- [Material supplied]:
_ _ _ _ _
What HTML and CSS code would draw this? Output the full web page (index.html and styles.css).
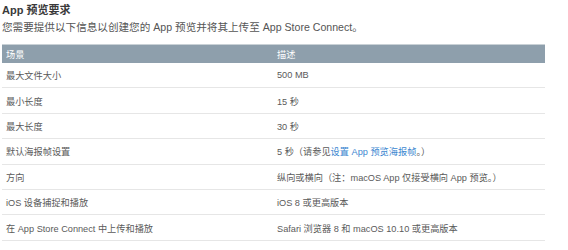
_ _ _ _ _
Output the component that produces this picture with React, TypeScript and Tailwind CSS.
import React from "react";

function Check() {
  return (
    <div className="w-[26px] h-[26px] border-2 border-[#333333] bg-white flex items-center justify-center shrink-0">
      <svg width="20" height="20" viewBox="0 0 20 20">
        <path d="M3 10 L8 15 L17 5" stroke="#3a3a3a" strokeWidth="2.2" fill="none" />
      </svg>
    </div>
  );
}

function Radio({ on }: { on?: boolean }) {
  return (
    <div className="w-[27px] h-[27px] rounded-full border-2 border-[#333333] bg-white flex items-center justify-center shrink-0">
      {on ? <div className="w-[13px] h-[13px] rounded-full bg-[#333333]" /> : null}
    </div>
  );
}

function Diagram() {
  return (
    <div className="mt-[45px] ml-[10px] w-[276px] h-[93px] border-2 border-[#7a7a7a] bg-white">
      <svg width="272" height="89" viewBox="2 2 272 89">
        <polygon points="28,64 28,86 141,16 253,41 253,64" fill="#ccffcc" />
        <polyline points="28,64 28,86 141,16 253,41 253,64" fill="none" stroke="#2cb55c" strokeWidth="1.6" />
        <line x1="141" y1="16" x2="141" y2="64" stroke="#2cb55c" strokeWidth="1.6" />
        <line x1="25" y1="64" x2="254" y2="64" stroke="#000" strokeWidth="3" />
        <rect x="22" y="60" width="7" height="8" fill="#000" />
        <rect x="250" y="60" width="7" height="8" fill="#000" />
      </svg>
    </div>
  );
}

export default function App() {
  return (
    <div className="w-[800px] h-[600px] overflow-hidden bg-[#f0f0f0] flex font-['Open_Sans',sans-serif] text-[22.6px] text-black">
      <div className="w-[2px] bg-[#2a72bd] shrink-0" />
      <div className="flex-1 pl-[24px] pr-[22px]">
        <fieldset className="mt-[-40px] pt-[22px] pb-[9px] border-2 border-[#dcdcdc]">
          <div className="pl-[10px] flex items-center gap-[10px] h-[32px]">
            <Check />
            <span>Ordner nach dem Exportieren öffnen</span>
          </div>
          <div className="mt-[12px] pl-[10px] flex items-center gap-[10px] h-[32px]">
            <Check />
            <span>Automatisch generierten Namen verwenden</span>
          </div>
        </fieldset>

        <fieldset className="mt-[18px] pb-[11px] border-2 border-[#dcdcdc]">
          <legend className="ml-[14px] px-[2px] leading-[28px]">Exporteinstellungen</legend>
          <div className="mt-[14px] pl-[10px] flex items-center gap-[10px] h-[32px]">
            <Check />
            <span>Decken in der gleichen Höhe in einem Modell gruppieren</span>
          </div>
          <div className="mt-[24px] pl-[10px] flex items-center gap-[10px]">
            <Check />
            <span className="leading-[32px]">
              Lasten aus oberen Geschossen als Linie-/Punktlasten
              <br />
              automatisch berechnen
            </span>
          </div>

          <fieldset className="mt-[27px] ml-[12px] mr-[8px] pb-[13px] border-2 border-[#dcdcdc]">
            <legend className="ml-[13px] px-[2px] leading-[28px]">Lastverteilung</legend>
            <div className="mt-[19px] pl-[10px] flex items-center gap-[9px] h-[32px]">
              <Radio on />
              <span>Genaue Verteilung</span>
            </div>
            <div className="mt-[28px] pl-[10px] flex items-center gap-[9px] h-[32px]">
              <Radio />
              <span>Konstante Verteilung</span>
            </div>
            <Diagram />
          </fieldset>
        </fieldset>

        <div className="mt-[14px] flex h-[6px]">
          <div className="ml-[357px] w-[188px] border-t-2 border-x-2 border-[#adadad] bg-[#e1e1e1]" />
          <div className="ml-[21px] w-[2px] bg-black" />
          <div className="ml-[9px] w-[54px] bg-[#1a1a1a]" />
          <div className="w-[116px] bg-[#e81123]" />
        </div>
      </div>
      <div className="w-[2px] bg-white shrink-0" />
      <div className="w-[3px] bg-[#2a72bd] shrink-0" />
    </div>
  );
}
_ _ _ _ _
- [Given task]: Proceeding from the line containing "Output the component" through the line containing "import React from", transcribe the lines above exactly, both end lines included.

- [Output]:
Output the component that produces this picture with React, TypeScript and Tailwind CSS.
import React from "react";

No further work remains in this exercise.